» **INSTRUCTIONS FOR THE TASK**: Compile every line that includes the word "index".

» **INPUT MATERIAL**:
.....
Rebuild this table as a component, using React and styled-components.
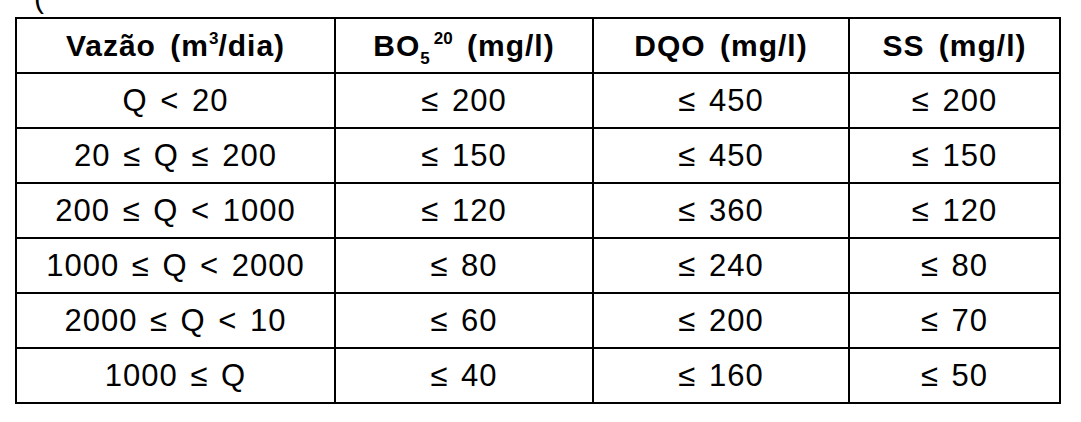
.....
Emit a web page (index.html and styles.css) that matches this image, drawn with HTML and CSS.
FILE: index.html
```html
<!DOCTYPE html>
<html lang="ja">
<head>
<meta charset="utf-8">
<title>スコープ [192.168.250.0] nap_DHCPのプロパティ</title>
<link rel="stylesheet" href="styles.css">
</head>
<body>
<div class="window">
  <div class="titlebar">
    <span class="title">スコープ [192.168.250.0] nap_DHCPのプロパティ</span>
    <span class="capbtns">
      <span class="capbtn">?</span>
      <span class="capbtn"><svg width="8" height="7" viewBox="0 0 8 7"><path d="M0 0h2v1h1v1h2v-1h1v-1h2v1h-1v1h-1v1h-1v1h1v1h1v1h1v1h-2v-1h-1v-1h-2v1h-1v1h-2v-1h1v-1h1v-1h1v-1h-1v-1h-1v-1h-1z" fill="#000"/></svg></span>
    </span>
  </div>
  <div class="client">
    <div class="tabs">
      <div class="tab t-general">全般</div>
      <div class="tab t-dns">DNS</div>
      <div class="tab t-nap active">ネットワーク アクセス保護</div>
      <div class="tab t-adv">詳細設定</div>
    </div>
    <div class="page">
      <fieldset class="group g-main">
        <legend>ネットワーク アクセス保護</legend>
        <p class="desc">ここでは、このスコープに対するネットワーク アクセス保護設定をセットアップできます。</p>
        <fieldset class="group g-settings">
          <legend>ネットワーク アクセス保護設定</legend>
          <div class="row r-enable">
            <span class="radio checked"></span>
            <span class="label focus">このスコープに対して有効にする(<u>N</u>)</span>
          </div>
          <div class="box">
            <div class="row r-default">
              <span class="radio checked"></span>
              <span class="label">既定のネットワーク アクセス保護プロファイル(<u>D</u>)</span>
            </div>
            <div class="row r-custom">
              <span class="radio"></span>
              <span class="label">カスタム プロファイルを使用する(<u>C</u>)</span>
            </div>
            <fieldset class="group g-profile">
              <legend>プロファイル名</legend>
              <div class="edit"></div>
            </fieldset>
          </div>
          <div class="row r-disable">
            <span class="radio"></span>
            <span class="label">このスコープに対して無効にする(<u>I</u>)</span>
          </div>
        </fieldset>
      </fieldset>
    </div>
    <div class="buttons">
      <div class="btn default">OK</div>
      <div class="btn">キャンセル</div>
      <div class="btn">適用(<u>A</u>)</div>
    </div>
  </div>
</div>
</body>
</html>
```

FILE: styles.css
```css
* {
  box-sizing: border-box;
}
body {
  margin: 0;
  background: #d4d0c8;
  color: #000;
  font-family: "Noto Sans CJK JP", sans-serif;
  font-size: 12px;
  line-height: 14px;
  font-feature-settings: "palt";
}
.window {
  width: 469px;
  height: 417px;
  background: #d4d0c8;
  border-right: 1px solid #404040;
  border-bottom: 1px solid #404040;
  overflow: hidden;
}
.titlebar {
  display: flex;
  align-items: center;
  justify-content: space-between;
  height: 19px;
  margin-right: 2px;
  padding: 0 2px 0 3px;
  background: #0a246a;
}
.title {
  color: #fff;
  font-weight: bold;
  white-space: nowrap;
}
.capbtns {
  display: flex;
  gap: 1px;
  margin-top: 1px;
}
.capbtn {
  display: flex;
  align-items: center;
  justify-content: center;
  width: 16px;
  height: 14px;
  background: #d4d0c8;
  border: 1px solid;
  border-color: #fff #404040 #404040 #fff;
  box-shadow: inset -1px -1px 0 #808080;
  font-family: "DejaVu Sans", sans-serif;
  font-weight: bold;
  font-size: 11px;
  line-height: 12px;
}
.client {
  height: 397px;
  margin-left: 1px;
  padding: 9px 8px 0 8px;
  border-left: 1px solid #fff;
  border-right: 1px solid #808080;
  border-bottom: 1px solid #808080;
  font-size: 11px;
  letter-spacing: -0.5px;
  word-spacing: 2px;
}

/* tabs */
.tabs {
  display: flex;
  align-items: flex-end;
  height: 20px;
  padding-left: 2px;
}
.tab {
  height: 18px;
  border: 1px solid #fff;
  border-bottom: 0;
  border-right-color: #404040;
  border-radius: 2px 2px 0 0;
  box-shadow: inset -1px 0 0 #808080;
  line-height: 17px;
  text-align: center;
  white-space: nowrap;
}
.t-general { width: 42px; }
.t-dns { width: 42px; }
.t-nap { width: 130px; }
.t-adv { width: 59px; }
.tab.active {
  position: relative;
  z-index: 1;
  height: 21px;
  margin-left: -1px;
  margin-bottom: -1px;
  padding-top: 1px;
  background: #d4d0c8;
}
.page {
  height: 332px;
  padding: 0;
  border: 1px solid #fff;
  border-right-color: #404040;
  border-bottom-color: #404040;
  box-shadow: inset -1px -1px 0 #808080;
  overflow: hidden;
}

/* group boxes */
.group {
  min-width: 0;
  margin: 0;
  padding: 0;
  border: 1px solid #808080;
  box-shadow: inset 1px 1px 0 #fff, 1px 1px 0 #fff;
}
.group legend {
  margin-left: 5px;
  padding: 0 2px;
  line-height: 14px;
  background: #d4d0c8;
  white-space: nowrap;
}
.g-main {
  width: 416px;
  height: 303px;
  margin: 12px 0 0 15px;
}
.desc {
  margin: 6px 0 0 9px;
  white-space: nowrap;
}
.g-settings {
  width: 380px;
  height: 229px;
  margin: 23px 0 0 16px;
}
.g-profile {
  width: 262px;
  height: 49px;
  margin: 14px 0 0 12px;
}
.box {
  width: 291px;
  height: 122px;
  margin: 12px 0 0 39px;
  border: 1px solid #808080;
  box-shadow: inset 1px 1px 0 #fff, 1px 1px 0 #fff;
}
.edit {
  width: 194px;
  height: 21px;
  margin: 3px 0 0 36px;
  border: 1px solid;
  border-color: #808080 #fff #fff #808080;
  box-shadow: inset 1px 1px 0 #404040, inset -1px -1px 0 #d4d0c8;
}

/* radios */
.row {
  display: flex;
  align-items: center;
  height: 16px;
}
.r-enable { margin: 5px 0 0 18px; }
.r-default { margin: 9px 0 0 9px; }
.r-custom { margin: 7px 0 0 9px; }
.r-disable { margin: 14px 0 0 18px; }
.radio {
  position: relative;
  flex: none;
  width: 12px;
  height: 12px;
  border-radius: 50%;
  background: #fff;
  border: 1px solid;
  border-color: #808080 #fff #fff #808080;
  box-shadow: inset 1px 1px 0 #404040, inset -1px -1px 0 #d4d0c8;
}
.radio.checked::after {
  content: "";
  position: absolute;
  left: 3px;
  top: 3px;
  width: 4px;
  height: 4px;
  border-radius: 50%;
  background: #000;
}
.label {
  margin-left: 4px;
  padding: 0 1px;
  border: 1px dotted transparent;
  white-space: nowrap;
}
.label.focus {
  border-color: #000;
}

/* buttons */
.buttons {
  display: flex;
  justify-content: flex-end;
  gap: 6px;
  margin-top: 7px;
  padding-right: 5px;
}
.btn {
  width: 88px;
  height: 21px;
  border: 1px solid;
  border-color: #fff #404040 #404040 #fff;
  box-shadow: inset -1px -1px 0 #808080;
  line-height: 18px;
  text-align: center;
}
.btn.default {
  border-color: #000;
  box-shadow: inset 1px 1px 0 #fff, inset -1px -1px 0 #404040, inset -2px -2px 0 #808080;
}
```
.....
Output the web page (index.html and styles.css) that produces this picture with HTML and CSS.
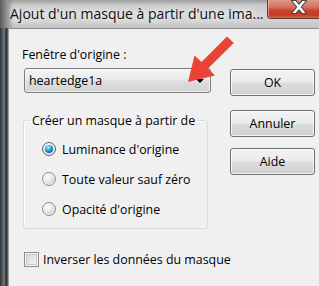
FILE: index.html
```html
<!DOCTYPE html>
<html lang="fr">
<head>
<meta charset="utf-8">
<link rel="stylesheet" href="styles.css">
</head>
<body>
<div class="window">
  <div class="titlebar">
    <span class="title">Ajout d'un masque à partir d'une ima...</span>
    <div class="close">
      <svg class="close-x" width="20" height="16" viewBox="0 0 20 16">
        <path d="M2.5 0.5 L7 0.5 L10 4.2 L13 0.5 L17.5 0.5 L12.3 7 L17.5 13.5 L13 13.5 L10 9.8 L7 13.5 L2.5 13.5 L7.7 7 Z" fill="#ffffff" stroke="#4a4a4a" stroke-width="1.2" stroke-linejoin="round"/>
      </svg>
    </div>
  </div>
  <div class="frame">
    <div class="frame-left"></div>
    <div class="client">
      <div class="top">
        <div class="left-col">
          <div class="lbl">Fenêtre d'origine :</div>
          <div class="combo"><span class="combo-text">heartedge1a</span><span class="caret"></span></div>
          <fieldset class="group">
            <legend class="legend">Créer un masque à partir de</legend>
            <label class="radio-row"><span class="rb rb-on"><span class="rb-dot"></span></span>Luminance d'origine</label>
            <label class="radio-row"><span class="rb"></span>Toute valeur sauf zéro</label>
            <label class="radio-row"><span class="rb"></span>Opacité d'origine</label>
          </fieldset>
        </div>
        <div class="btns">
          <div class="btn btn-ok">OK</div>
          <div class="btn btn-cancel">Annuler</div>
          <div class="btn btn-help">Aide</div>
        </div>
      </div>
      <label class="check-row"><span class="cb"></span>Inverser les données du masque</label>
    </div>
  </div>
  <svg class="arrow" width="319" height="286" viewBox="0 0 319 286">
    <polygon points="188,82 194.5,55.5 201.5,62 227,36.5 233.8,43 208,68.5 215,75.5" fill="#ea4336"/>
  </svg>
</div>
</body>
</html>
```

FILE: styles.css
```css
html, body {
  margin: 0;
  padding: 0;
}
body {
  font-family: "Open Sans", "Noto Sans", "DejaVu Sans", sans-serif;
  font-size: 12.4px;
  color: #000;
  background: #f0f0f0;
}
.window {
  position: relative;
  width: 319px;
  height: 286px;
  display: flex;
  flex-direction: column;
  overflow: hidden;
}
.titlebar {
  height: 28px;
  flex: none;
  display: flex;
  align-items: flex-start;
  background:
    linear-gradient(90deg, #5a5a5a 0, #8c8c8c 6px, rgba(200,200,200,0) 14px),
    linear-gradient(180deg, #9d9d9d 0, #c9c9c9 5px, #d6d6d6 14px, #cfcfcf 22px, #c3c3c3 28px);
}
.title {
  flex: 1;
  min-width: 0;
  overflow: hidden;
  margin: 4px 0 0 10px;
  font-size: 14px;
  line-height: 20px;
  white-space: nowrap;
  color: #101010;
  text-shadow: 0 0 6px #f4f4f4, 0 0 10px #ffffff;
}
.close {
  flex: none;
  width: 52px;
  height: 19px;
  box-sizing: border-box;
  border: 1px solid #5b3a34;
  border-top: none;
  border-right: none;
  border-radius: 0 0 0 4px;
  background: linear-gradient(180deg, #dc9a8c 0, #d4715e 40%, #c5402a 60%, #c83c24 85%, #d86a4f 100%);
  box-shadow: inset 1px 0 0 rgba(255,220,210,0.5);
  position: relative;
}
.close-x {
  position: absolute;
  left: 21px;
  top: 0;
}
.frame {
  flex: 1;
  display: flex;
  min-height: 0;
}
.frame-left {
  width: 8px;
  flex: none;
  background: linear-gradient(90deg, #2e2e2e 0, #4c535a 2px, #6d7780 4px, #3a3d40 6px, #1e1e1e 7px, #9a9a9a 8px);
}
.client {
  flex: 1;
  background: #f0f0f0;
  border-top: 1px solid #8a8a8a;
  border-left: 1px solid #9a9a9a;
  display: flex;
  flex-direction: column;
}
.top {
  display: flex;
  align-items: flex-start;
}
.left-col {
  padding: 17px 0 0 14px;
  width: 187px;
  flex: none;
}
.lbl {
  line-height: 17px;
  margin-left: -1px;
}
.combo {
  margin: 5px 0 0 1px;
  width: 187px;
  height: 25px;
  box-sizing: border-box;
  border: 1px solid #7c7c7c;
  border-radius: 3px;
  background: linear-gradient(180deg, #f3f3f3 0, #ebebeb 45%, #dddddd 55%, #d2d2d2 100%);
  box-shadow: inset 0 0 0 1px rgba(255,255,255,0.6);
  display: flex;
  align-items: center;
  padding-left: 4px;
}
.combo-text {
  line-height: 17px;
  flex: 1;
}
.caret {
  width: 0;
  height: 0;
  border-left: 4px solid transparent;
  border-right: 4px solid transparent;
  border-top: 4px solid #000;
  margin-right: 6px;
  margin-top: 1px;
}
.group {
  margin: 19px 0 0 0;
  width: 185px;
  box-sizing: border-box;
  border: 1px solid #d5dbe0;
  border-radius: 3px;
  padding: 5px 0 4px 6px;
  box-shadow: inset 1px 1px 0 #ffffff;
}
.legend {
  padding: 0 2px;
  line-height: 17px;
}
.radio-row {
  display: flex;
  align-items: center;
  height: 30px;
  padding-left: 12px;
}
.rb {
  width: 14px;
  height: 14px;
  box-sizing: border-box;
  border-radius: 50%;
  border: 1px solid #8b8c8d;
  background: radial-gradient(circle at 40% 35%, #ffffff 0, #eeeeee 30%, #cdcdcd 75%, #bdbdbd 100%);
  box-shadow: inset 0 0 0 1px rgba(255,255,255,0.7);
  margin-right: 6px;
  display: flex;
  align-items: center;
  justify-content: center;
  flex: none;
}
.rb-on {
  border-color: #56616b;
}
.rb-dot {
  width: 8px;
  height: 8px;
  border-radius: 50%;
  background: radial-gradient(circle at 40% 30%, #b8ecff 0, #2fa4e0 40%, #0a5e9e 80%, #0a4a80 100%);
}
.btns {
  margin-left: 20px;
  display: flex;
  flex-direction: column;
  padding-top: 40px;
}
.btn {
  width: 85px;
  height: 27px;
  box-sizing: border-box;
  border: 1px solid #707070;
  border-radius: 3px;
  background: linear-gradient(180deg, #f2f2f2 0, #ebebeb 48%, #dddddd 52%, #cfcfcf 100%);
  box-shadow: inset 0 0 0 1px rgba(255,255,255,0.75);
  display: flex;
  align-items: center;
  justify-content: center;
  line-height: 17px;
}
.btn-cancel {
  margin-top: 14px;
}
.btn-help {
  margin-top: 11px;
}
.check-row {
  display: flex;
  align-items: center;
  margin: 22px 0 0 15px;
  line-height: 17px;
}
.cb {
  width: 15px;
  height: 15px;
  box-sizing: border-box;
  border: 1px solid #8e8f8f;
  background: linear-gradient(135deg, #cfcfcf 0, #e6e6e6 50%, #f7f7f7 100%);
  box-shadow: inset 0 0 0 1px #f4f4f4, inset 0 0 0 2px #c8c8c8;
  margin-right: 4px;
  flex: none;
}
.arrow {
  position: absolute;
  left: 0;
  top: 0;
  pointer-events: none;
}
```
.....
» **EXERCISE OUTPUT**:
Emit a web page (index.html and styles.css) that matches this image, drawn with HTML and CSS.
FILE: index.html
  z-index: 1;
Output the web page (index.html and styles.css) that produces this picture with HTML and CSS.
FILE: index.html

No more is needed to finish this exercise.